Last week's furore over top-up fees meant that a ground-breaking deal between teachers' unions and the Government over performance-related pay almost slipped by unnoticed. The deal radically alters the teachers' upper pay spine - the pay scale that all teaching staff move on to once they have received their £2,000 merit rise for passing the threshold.

The deal will retain the first three salary points of the upper pay spine, but the top two will be scrapped and replaced by a new salary point aimed at rewarding just the top 20 per cent of teachers - thus at last paving the way for a truly performance-related pay structure rather than a "sweets for all" scheme disguised as merit pay.

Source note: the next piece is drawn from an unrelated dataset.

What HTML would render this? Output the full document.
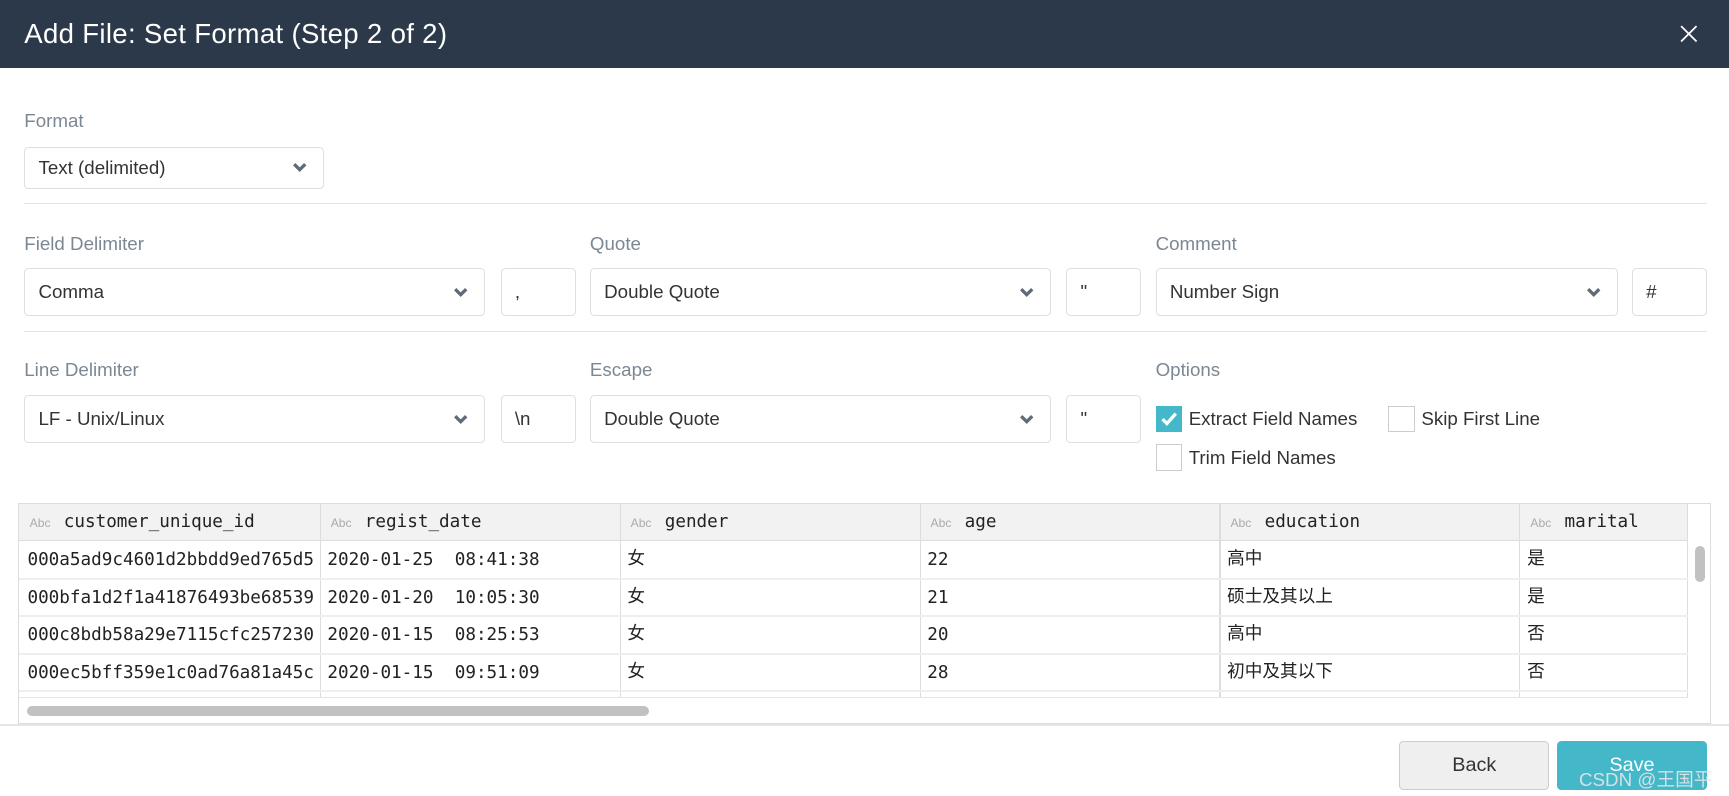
<!DOCTYPE html>
<html><head><meta charset="utf-8"><style>
*{box-sizing:border-box;margin:0;padding:0}
html,body{width:1729px;height:796px;overflow:hidden;background:#fff}
body{font-family:"Liberation Sans","Noto Sans CJK SC",sans-serif}
#w{zoom:1.10268;width:1568px;height:722px;position:relative;background:#fff}
.a{position:absolute}
.hdr{left:0;top:0;width:1568px;height:62px;background:#2b394a}
.ttl{left:22px;top:16px;color:#fff;font-size:25px;letter-spacing:0.3px}
.lbl{color:#7b8793;font-size:17px}
.sel{border:1px solid #dcdfe3;border-radius:4px;background:#fff;font-size:17px;color:#333;padding-left:12px;display:flex;align-items:center}
.sel svg{position:absolute;right:14px;top:50%;margin-top:-5px}
.hr{height:1px;background:#e3e5e8}
.cb{width:24px;height:24px;border:1px solid #ccc;background:#fff}
.ct{font-size:17px;color:#333}
.tbl{left:16px;top:456px;width:1536px;height:201px;border:1px solid #ddd;overflow:hidden}
.mono{font-family:"DejaVu Sans Mono","Liberation Mono","Noto Sans CJK SC",monospace;font-size:16px;color:#222}
.th{background:#f2f2f2;height:34px;border-bottom:1px solid #ddd}
.abc{font-size:11px;color:#aaa;font-family:"Liberation Sans",sans-serif;margin-right:12px}
.vl{width:1px;background:#ddd;top:0;height:175px}
.row{left:0;width:1514px;height:2px;background:#eee}
.btn{border-radius:4px;font-size:18px;display:flex;align-items:center;justify-content:center}
</style></head><body><div id="w">
<div class="a hdr"></div>
<div class="a ttl">Add File: Set Format (Step 2 of 2)</div>
<svg class="a" style="left:1524px;top:23px" width="16" height="16"><path d="M1 1L15 15M15 1L1 15" stroke="#fff" stroke-width="1.6"/></svg>

<div class="a lbl" style="left:22px;top:100px">Format</div>
<div class="a sel" style="left:22px;top:133px;width:272px;height:38px">Text (delimited)<svg width="14" height="10"><path d="M2 2L7 7L12 2" stroke="#5f6b78" stroke-width="3" fill="none"/></svg></div>
<div class="a hr" style="left:22px;top:184px;width:1526px"></div>

<div class="a lbl" style="left:22px;top:211px">Field Delimiter</div>
<div class="a lbl" style="left:535px;top:211px">Quote</div>
<div class="a lbl" style="left:1048px;top:211px">Comment</div>
<div class="a sel" style="left:22px;top:243px;width:418px;height:44px">Comma<svg width="14" height="10"><path d="M2 2L7 7L12 2" stroke="#5f6b78" stroke-width="3" fill="none"/></svg></div>
<div class="a sel" style="left:454px;top:243px;width:68px;height:44px">,</div>
<div class="a sel" style="left:535px;top:243px;width:418px;height:44px">Double Quote<svg width="14" height="10"><path d="M2 2L7 7L12 2" stroke="#5f6b78" stroke-width="3" fill="none"/></svg></div>
<div class="a sel" style="left:967px;top:243px;width:68px;height:44px">"</div>
<div class="a sel" style="left:1048px;top:243px;width:419px;height:44px">Number Sign<svg width="14" height="10"><path d="M2 2L7 7L12 2" stroke="#5f6b78" stroke-width="3" fill="none"/></svg></div>
<div class="a sel" style="left:1480px;top:243px;width:68px;height:44px">#</div>
<div class="a hr" style="left:22px;top:300px;width:1526px"></div>

<div class="a lbl" style="left:22px;top:326px">Line Delimiter</div>
<div class="a lbl" style="left:535px;top:326px">Escape</div>
<div class="a lbl" style="left:1048px;top:326px">Options</div>
<div class="a sel" style="left:22px;top:358px;width:418px;height:44px">LF - Unix/Linux<svg width="14" height="10"><path d="M2 2L7 7L12 2" stroke="#5f6b78" stroke-width="3" fill="none"/></svg></div>
<div class="a sel" style="left:454px;top:358px;width:68px;height:44px">\n</div>
<div class="a sel" style="left:535px;top:358px;width:418px;height:44px">Double Quote<svg width="14" height="10"><path d="M2 2L7 7L12 2" stroke="#5f6b78" stroke-width="3" fill="none"/></svg></div>
<div class="a sel" style="left:967px;top:358px;width:68px;height:44px">"</div>

<div class="a cb" style="left:1048px;top:368px;background:#44b8c9;border-color:#44b8c9"><svg width="22" height="22"><path d="M5 11L9 15L17 6" stroke="#fff" stroke-width="3" fill="none"/></svg></div>
<div class="a ct" style="left:1078px;top:370px">Extract Field Names</div>
<div class="a cb" style="left:1259px;top:368px"></div>
<div class="a ct" style="left:1289px;top:370px">Skip First Line</div>
<div class="a cb" style="left:1048px;top:403px"></div>
<div class="a ct" style="left:1078px;top:405px">Trim Field Names</div>

<div class="a tbl">
 <div class="a th" style="left:0;top:0;width:1514px"></div>
 <div class="a vl" style="left:273px"></div><div class="a vl" style="left:545px"></div><div class="a vl" style="left:817px"></div><div class="a vl" style="left:1089px"></div><div class="a vl" style="left:1361px"></div>
 <div class="a" style="left:1513px;top:0;width:1px;height:175px;background:#ddd"></div>
 <div class="a row" style="top:67px"></div><div class="a row" style="top:101px"></div><div class="a row" style="top:135px"></div><div class="a row" style="top:169px"></div>
 <div class="a mono" style="left:10px;top:7px"><span class="abc">Abc</span>customer_unique_id</div>
 <div class="a mono" style="left:283px;top:7px"><span class="abc">Abc</span>regist_date</div>
 <div class="a mono" style="left:555px;top:7px"><span class="abc">Abc</span>gender</div>
 <div class="a mono" style="left:827px;top:7px"><span class="abc">Abc</span>age</div>
 <div class="a mono" style="left:1099px;top:7px"><span class="abc">Abc</span>education</div>
 <div class="a mono" style="left:1371px;top:7px"><span class="abc">Abc</span>marital</div>
 <div class="a mono" style="left:8px;top:35px;line-height:34px;width:265px;overflow:hidden;white-space:nowrap">000a5ad9c4601d2bbdd9ed765d5<br>000bfa1d2f1a41876493be68539<br>000c8bdb58a29e7115cfc257230<br>000ec5bff359e1c0ad76a81a45c</div>
 <div class="a mono" style="left:280px;top:35px;line-height:34px;white-space:pre">2020-01-25  08:41:38
2020-01-20  10:05:30
2020-01-15  08:25:53
2020-01-15  09:51:09</div>
 <div class="a mono" style="left:552px;top:34px;line-height:34px">女<br>女<br>女<br>女</div>
 <div class="a mono" style="left:824px;top:35px;line-height:34px">22<br>21<br>20<br>28</div>
 <div class="a mono" style="left:1096px;top:34px;line-height:34px">高中<br>硕士及其以上<br>高中<br>初中及其以下</div>
 <div class="a mono" style="left:1368px;top:34px;line-height:34px">是<br>是<br>否<br>否</div>
 <div class="a" style="left:0;top:175px;width:1514px;height:26px;background:#fff;border-top:1px solid #e6e6e6"></div>
 <div class="a" style="left:8px;top:183px;width:564px;height:9px;border-radius:5px;background:#c1c1c1"></div>
 <div class="a" style="left:1520px;top:38px;width:9px;height:33px;border-radius:5px;background:#c1c1c1"></div>
</div>
<div class="a hr" style="left:0;top:657px;width:1568px"></div>

<div class="a btn" style="left:1269px;top:672px;width:136px;height:44px;background:#efefef;border:1px solid #ccc;color:#333">Back</div>
<div class="a btn" style="left:1412px;top:672px;width:136px;height:44px;background:#44b8c9;color:#fff">Save</div>
<div class="a" style="left:1432px;top:694px;font-size:17px;color:rgba(230,230,230,.9)">CSDN @王国平</div>
</div></body></html>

However, it will also mean the majority of teachers now reaching the third point on the upper pay spine, whereas the Education Secretary Charles Clarke had previously said he wanted to cash-limit those going through to 30 per cent of all those eligible for the rise - raising the possibility of a revolt by head teachers who had threatened to boycott the scheme if the money was arbitrarily cash-limited. Thus industrial action - unprecedented by head teachers - has been narrowly averted. This is the second time in a month that Mr Clarke has escaped the threat of industrial action in our classrooms. The first was the collapse of the NUT's threatened boycott of national curriculum tests.

Once again, the agreement has been signed by everyone except the National Union of Teachers. Its objection is that the numbers reaching the salary ceiling of £35,000 for a classroom teacher (the fifth point under the previous proposals) will be drastically reduced by the new arrangements - while some money to pay those reaching the new, third rung of the pay-scale ladder will come from extra responsibility payments to teachers for work now being done by classroom assistants.

Of course, in an ideal world, the rewards for teachers should be greater but the deal does have merits, ensuring further rigorous assessment of teaching standards once staff have spent a few years on the upper pay spine.

The profession's pay review body still has to ratify the deal. Its members should lose no sleep over this. In the interests of the profession, they should approve it as quickly as possible. Then the hard work will begin, as ministers and teachers' leaders come up with acceptable criteria to decide how to select those who progress to the new higher salary point for the top 20 per cent of staff.